At the symposium on how global warming impacts Greenland, one speaker -- the Greenlandic poet Aqqaluk Lynge, President of the Inuit Circumpolar Council -- challenged those who argued that a warmer climate means longer growing seasons, more mineral exploration opportunities, and greater shipping revenues for Greenland, and that Greenlanders should simply adjust to the new reality. Lynge's lines, it seems to me, can serve as a clarion call for all of us who wrestle with how to balance efforts to adapt with preventative action aimed at limiting global warming as much as we can:

Adaptation will rise to the surface as we continue to battle climate change.
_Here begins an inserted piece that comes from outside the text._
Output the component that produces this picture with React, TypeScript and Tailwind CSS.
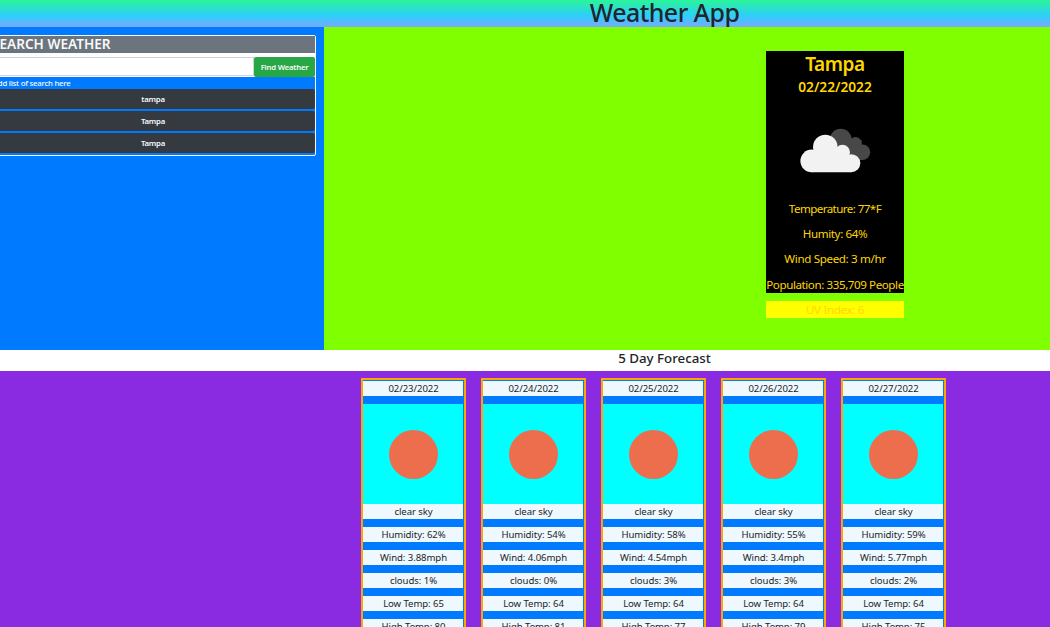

It is through the battle that adaptation will play itself out best. As it did in our struggles with our colonizer, with the commercial whalers, and with the oil companies.

MS Fram Sailing South

September 9 -- It has been a long day of religious and scientific discussion on board, framed by the concept of the Arctic as a Mirror of Life. We are reminded that the mirrors of the ancient world were much less faithful than today's, and that the biblical metaphor that we see the world as "through a glass, darkly" reflected that reality. Because the Arctic is often the place where the impacts of industrial activity in the lower latitudes are most strongly felt, it can serve as that kind of mirror now, giving us a view of what is happening globally.
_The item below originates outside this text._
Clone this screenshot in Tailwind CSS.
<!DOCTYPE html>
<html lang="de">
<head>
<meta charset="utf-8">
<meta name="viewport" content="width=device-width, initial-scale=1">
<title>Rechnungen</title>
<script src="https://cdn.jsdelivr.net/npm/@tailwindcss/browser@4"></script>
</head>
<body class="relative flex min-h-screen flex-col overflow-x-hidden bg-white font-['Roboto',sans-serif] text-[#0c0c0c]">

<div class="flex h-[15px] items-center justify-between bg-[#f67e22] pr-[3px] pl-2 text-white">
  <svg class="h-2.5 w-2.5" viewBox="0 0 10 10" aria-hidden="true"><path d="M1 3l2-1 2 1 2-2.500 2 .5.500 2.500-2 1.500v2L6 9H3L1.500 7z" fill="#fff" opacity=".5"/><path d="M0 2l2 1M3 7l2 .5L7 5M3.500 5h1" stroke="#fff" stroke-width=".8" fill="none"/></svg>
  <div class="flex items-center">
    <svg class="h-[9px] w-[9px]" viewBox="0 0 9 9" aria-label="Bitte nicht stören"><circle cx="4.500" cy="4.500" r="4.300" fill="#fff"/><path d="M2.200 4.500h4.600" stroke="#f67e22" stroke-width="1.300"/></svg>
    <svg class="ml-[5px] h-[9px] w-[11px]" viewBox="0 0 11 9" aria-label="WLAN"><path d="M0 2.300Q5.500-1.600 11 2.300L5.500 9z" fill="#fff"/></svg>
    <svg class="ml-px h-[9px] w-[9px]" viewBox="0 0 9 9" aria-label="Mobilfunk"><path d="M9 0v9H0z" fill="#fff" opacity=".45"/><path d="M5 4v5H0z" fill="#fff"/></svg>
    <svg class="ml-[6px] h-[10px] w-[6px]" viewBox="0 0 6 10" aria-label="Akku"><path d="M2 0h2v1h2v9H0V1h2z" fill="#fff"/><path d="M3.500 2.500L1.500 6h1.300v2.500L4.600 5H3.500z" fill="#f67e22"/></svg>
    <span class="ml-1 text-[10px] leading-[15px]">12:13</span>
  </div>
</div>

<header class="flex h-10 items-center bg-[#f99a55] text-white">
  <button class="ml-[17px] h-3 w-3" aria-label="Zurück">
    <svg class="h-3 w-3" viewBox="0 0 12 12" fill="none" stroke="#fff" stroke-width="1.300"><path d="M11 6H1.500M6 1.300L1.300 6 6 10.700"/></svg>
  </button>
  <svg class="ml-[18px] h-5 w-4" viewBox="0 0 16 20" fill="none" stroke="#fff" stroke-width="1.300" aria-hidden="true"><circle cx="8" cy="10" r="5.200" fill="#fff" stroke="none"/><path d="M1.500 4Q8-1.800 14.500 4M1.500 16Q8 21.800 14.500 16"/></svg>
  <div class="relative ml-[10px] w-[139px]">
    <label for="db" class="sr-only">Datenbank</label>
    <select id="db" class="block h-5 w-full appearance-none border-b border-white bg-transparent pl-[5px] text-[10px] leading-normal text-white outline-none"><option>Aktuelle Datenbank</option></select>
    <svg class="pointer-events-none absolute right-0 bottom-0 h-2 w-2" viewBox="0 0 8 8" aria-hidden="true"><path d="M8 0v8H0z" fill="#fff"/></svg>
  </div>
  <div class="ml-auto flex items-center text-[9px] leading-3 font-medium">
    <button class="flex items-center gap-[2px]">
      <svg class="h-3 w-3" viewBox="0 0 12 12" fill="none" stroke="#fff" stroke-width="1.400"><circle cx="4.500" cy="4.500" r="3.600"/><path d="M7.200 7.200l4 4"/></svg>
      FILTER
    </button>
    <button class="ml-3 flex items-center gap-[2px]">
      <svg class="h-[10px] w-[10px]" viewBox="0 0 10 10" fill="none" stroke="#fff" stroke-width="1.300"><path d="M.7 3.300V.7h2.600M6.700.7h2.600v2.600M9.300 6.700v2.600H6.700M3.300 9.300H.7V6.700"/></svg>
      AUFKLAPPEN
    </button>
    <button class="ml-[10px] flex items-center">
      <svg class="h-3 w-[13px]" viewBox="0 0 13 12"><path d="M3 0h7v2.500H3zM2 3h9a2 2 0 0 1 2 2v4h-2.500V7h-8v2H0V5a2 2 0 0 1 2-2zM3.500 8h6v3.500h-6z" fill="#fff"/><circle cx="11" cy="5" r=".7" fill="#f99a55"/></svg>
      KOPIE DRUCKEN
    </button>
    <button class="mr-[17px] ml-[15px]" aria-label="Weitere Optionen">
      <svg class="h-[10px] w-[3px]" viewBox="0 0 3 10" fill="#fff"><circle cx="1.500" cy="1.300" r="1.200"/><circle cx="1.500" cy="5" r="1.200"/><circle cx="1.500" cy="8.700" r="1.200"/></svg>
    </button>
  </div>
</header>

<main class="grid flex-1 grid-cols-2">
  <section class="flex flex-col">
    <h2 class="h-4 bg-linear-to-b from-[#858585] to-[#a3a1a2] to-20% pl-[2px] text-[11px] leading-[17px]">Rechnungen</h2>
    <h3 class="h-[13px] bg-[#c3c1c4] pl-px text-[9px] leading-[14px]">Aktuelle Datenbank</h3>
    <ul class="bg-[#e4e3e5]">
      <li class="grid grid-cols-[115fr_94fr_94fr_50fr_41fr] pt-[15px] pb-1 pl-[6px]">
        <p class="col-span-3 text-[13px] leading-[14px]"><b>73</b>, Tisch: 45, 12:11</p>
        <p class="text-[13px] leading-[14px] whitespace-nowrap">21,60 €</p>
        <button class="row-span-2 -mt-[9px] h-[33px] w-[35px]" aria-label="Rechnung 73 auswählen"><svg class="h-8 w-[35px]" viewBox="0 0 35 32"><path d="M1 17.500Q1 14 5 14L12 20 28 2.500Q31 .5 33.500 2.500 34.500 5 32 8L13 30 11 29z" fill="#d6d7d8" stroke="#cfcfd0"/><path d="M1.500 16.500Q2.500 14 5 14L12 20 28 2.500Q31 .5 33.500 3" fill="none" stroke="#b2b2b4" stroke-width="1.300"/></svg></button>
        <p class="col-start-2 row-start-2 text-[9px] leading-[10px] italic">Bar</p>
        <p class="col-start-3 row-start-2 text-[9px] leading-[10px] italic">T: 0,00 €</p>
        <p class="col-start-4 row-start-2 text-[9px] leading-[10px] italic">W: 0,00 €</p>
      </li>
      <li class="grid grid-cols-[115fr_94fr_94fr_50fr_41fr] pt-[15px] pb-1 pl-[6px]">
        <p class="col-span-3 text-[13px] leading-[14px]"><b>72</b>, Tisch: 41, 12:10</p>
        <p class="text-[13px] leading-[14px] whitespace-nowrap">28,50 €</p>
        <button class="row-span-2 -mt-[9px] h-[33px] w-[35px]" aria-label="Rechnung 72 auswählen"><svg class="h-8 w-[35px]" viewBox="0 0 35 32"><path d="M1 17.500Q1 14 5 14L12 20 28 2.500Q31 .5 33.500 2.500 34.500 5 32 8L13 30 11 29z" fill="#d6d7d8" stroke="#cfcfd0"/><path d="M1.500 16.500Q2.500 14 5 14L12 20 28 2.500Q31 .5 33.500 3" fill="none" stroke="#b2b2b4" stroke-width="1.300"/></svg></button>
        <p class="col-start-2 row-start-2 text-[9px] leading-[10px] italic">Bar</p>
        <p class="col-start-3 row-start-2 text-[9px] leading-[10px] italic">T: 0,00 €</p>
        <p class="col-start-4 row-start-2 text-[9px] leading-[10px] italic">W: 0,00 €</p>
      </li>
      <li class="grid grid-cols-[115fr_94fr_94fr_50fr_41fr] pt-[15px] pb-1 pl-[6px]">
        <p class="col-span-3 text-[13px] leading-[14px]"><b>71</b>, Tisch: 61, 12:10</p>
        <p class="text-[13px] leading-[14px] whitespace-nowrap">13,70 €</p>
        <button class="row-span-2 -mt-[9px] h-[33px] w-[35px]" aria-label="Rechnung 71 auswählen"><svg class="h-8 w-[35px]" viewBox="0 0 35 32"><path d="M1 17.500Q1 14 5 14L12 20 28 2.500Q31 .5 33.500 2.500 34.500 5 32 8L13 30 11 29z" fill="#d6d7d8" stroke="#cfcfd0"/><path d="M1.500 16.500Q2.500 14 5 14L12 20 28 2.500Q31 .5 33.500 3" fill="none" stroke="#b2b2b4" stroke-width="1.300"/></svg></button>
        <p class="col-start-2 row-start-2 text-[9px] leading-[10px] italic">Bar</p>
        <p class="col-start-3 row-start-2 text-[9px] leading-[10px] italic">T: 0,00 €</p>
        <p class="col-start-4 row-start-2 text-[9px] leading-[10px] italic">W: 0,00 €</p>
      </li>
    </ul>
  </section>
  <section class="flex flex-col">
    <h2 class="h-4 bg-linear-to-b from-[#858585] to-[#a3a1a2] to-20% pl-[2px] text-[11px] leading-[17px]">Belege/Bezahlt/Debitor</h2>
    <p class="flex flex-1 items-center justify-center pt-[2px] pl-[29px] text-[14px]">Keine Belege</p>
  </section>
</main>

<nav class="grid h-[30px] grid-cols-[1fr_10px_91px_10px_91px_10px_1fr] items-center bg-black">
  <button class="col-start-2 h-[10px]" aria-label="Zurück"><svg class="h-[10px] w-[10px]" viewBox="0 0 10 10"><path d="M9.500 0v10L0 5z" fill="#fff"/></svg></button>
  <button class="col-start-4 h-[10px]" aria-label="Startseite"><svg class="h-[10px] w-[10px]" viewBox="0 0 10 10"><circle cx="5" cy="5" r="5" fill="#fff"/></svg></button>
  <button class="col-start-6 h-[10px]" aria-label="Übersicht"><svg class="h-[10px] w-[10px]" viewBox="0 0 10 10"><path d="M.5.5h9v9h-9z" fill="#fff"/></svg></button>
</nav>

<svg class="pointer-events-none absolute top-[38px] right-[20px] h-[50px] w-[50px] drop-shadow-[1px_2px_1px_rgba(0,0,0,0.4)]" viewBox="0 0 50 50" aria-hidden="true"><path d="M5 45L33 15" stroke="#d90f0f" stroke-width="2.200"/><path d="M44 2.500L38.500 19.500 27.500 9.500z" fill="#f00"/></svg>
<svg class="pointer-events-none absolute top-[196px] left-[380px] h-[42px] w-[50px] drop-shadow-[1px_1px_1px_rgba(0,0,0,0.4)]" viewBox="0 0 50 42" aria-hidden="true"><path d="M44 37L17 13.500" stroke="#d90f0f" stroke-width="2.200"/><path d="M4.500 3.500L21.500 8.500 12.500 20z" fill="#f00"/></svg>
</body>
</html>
One shocking example: In the spring, when the hole in the ozone layer opens over the Arctic, the ultraviolet light that streams through interacts with atmospheric mercury pollution in the gaseous phase, and catalyzes it into the metallic phase. The mercury then falls to the earth's surface. This process -- a relatively recent discovery -- is so powerful that ten percent of all mercury emissions from the entire globe each year fall to earth in the Arctic in this brief six week period.

MS Fram Approaching Nuuk

September 10 -- Patricia Cochran, an Inupiat leader from Nome, Alaska, is sharing her Arctic experiences with our colloquium. She shows the slides many of us have already seen--of villages and streets in Alaska collapsing as the permafrost melts and the Arctic Ocean's turbulence increases as sea ice retreats. She also makes it clear that in Alaska, as in Illulissat, global warming is already taking a toll in human lives. "The look and feel of the ice is different. Even experienced hunters no longer know how to read the weather and the ice. My friend Mary had hunted and fished safely for years. She knew her land very, very well, and was an exceptionally good hunter. One day she didn't return. We found a snowmobile but not Mary. We know what happened: she fell through the ice on the river, as so many others have.

"Hundred year storms now happen in Nome almost every year. Global warming is destroying the climate system on which the Arctic peoples depend and which supports their lives." Mary, like the other Inuit here, is clear about one thing. "We will not be victims. We were here before all these other peoples, and we will be here when they are gone. I know I can survive in any environment, because I listen to the land."